The Adventure Of The New York Ripper is Carraher’s third book featuring Sherlock Holmes, the first two being The Adventure of the Dead Rabbits Society and a collection of stories involving Holmes, Alias Simon Hawkes.
Simon Hawkes is a pseudonym Holmes is going under in New York to avoid unwanted
attention from any members of Professor Moriarty’s gang like Captain Moran who
may still be trying to kill him. Beekeeping with his brother Mycroft not being
all that it was cracked up to be, Sherlock finds it hard to leave detective work
behind him. His friend on the New York police force, Inspector Cullen, convinces
him to help out in the investigation of the death of a prostitute known as the
“due to her penchant for reciting children’s rhymes as she walked down the streets or stood at a bar soliciting drinks from others in a saloon, offering a trade, a drink in exchange for the currency of a child’s poem.”

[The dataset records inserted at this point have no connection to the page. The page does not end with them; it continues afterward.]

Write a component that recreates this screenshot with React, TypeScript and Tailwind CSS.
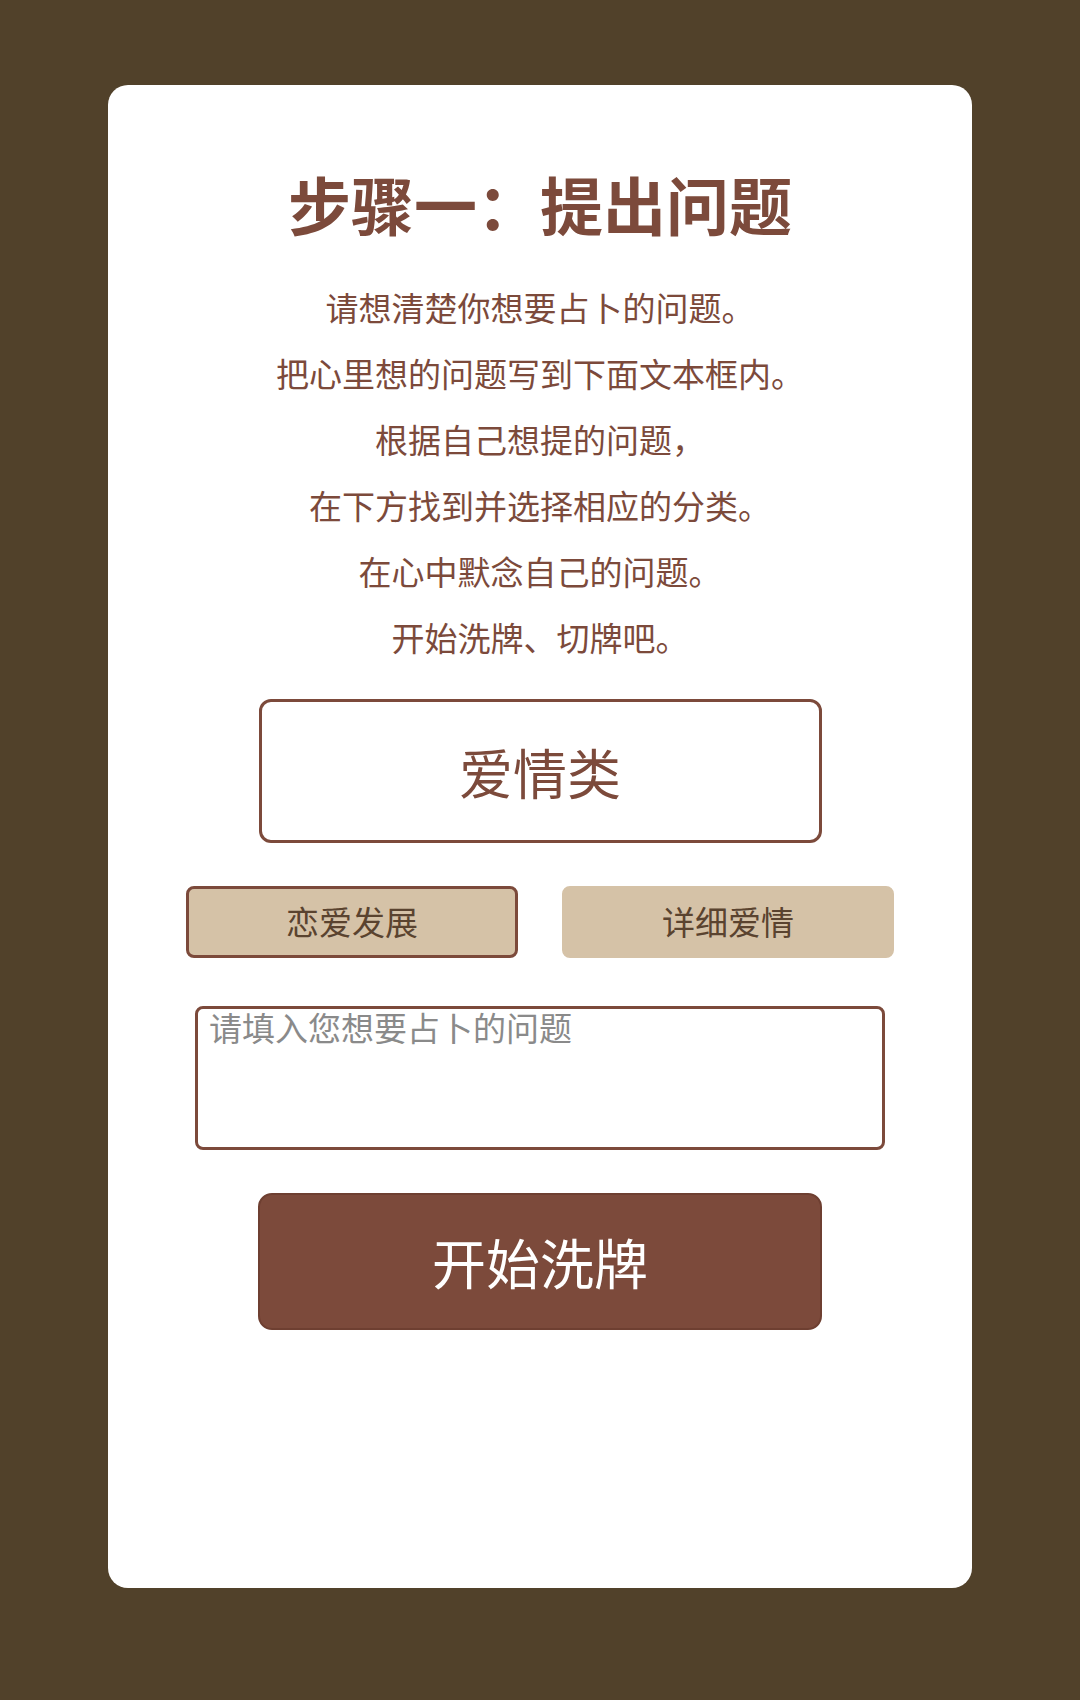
import React, { useState } from 'react';

const lines = [
  '请想清楚你想要占卜的问题。',
  '把心里想的问题写到下面文本框内。',
  '根据自己想提的问题，',
  '在下方找到并选择相应的分类。',
  '在心中默念自己的问题。',
  '开始洗牌、切牌吧。',
];

const options = ['恋爱发展', '详细爱情'];

export default function App() {
  const [selected, setSelected] = useState('恋爱发展');
  const [question, setQuestion] = useState('');

  return (
    <div
      className="min-h-[1700px] bg-[#51412a] pt-[85px] px-[108px]"
      style={{ fontFamily: '"Noto Sans CJK SC", "Noto Sans", sans-serif' }}
    >
      <div className="bg-white rounded-[20px] h-[1503px] flex flex-col items-center pt-[79px]">
        <h1 className="text-[63px] leading-[77px] font-bold text-[#7c4a3b]">步骤一：提出问题</h1>

        <div className="mt-[33px] text-center text-[33px] leading-[66px] text-[#7c4a3b]">
          {lines.map((line) => (
            <p key={line}>{line}</p>
          ))}
        </div>

        {/* Category */}
        <div className="mt-[29px] w-[563px] h-[144px] border-[3px] border-[#7c4a3b] rounded-[12px] flex items-center justify-center text-[54px] text-[#7c4a3b]">
          爱情类
        </div>

        <div className="mt-[43px] w-[708px] flex justify-between">
          {options.map((opt) => (
            <button
              key={opt}
              onClick={() => setSelected(opt)}
              className={`w-[332px] h-[72px] rounded-[8px] bg-[#d5c2a7] text-[33px] text-[#5a432f] flex items-center justify-center ${
                selected === opt ? 'border-[3px] border-[#7c4a3b]' : 'border-[3px] border-[#d5c2a7]'
              }`}
            >
              {opt}
            </button>
          ))}
        </div>

        <textarea
          value={question}
          onChange={(e) => setQuestion(e.target.value)}
          placeholder="请填入您想要占卜的问题"
          className="mt-[48px] w-[690px] h-[144px] border-[3px] border-[#7c4a3b] rounded-[8px] pl-[11px] pt-0 text-[33px] leading-[36px] text-[#333] placeholder:text-[#8a8a8a] resize-none outline-none"
        />

        <button className="mt-[43px] w-[564px] h-[137px] rounded-[14px] bg-[#7c4a3b] border-2 border-[#6e3f31] text-white text-[54px] flex items-center justify-center">
          开始洗牌
        </button>
      </div>
    </div>
  );
}
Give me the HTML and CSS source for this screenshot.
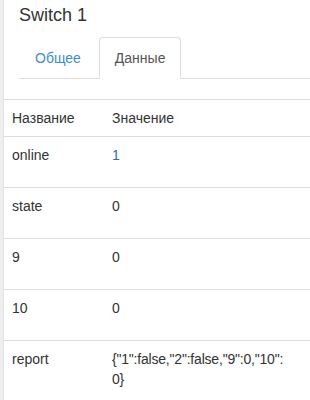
FILE: index.html
```html
<!DOCTYPE html>
<html lang="ru">
<head>
    <meta charset="UTF-8">
    <meta name="viewport" content="width=device-width, initial-scale=1.0">
    <title>Switch 1</title>
    <link rel="stylesheet" href="styles.css">
</head>
<body>

    <div class="panel">
        <div class="panel-head">
            <h3 class="title">Switch 1</h3>
            <ul class="nav-tabs">
                <li class="tab"><a href="#">Общее</a></li>
                <li class="tab active"><a href="#">Данные</a></li>
            </ul>
        </div>

        <table class="props">
            <thead>
                <tr>
                    <th class="name-col">Название</th>
                    <th>Значение</th>
                </tr>
            </thead>
            <tbody>
                <tr>
                    <td>online</td>
                    <td class="val on">1</td>
                </tr>
                <tr>
                    <td>state</td>
                    <td class="val">0</td>
                </tr>
                <tr>
                    <td>9</td>
                    <td class="val">0</td>
                </tr>
                <tr>
                    <td>10</td>
                    <td class="val">0</td>
                </tr>
                <tr>
                    <td>report</td>
                    <td class="val json">{"1":false,"2":false,"9":0,"10":<wbr>0}</td>
                </tr>
            </tbody>
        </table>
    </div>

</body>
</html>
```

FILE: styles.css
```css
html, body {
    margin: 0;
    padding: 0;
    background: #fff;
}

body {
    font-family: "Liberation Sans", Arial, sans-serif;
    font-size: 14px;
    line-height: 20px;
    color: #333;
    border-left: 3px solid #eeeeee;
    min-height: 400px;
}

.panel {
    border-left: 1px solid #e2e2e2;
    min-height: 400px;
}

.panel-head {
    padding: 5px 0 20px 15px;
}

.title {
    margin: 0 0 12px 0;
    font-size: 18px;
    font-weight: normal;
    line-height: 20px;
}

.nav-tabs {
    display: flex;
    list-style: none;
    margin: 0;
    padding: 0;
    border-bottom: 1px solid #ddd;
}

.tab {
    margin: 0 2px -1px 0;
}

.tab a {
    display: block;
    padding: 10px 15px;
    line-height: 20px;
    border: 1px solid transparent;
    border-radius: 4px 4px 0 0;
    color: #428bca;
    text-decoration: none;
}

.tab.active a {
    color: #555;
    background: #fff;
    border-color: #ddd #ddd transparent #ddd;
}

.props {
    width: 100%;
    border-collapse: collapse;
    border-spacing: 0;
}

.props th,
.props td {
    text-align: left;
    vertical-align: top;
    padding: 8px 8px 8px 8px;
    border-top: 1px solid #ddd;
}

.props th {
    font-weight: normal;
}

.props tbody td {
    padding-bottom: 22px;
}

.name-col {
    width: 84px;
}

.val.on {
    color: #2a6ea6;
}

.json {
    letter-spacing: -0.2px;
    padding-right: 24px !important;
}
```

The Rhyming Child has been garroted to death and her body mutilated similar to the victims of Jack the Ripper. A string of deaths to follow, and much of The New York Ripper is a pretty engrossing yarn. The theories that Simon Hawkes (Holmes) comes up with are intriguing - that fire escapes are used by the murderer(s) to leave the scene of the crimes, for instance, and that possibly more than one person could have been involved in both the original Whitechapel murders and the ones in New York.
Holmes eventually deduces who might be involved in the murders, aided by a package of information mailed to him from England by his brother Mycroft. He pours over the details of the original murders, comparing and contrasting them to the murders in London, and settles on whom he thinks could have committed the murders in both places to fit in with the timeline of the deaths. Perhaps too much time and space is spent rehashing the Ripper’s murders in London; a summary of them would have served the purpose better. Also, a suspect Holmes initially thinks might have been involved, referred to as C. Knicklo, is brought up and then dropped with not much of a reason given other than that better suspects surface.
The Adventure Of The New York Ripper proves there’s still much valuable gold left to be mined by resurrecting the venerable sleuth Sherlock Holmes. Philip Carrahers does an admirable job filling in Sir Arthur Conan Doyle’s immense literary shoes. Despite the many pages he devotes to going over Jack the Ripper’s murders (old hat to many readers interested in this “ultimate serial killer”), those readers who aren’t as well informed about the murders may find the pages written about them crucial to understanding the events that unfold in this novel. Carraher does a fine job, all-in-all, with The Adventure Of The New York Ripper, which should appeal to anyone interested in Sherlock Holmes, mystery novels, and/or Jack the Ripper junkies.